# Looking for a Bypass Tray for Ricoh GX e7700N



## buffettnh (Mar 11, 2013)

New or used, does not matter. Please drop me an email at [email protected]

Thanks!
Jay


----------



## buffettnh (Mar 11, 2013)

Anyone? I am open to used, too.


----------



## softballover (Nov 21, 2010)

i have a whole new printer w bypass tray. wha tdo you want to spend?


----------



## freebird1963 (Jan 21, 2007)

Is the by pass tray from the GX-7000 compatible ? If so I have a couple from my two dead ones.


----------



## familyfanclub (Jan 22, 2008)

freebird1963 said:


> Is the by pass tray from the GX-7000 compatible ? If so I have a couple from my two dead ones.


Conde tells me they are compatiable. What's the max paper size that your tray will hold? 

Ricoh 100-sheet By1020 Multi Bypass Accs Tray (Refurbished) Mfr P/N 405748

I'm interested if it's got the paper size I need. Looking for up to 13" x 21"...which Conde indicates either will hold.


----------



## onestep26 (Jan 21, 2014)

freebird1963 said:


> Is the by pass tray from the GX-7000 compatible ? If so I have a couple from my two dead ones.


I would be interested in one of your bypass trays if still available.
Any chance you can email me [email protected]. Thanks!


----------



## freebird1963 (Jan 21, 2007)

Hey Guys I sold my by pass tray. Only thing I have left is 2 of the paper trays.
Oh and a couple waste tanks.

Mark


----------



## elliewear (Nov 10, 2014)

Am looking for a bypass tray for a Ricoh GXe7700n. Please let me know at [email protected]


----------



## buffettnh (Mar 11, 2013)

elliewear said:


> Am looking for a bypass tray for a Ricoh GXe7700n. Please let me know at [email protected]

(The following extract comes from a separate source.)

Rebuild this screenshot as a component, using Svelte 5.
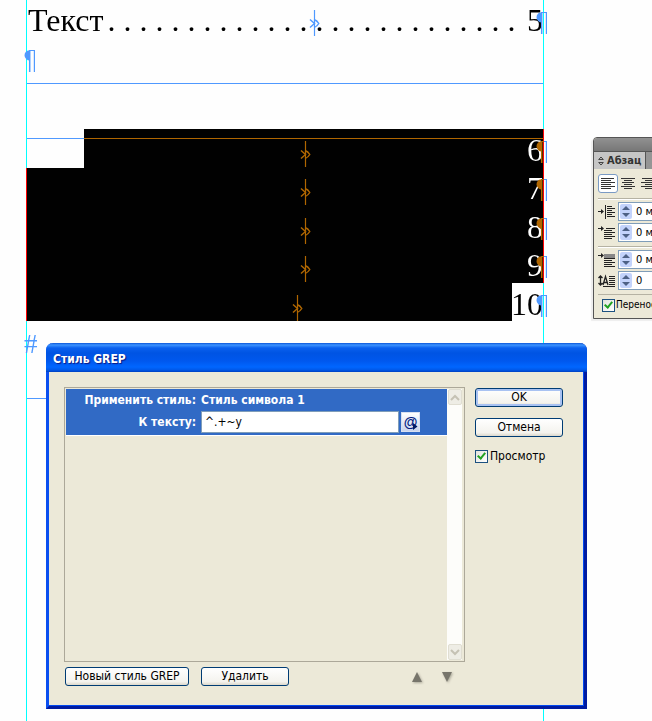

FYI I have been using one for the 7000 with no problem now for the past 9 months.


----------



## elliewear (Nov 10, 2014)

Thanks for the information. I am looking to purchase a new or used bypass tray for a Ricoh GXe7700. I'm told that the bypass tray for a 7000 will work. Please let me know at [email protected]


----------



## freebird1963 (Jan 21, 2007)

The one he is using is from a Gx-7000. He bought it from me.
Good to hear it worked out for him.


----------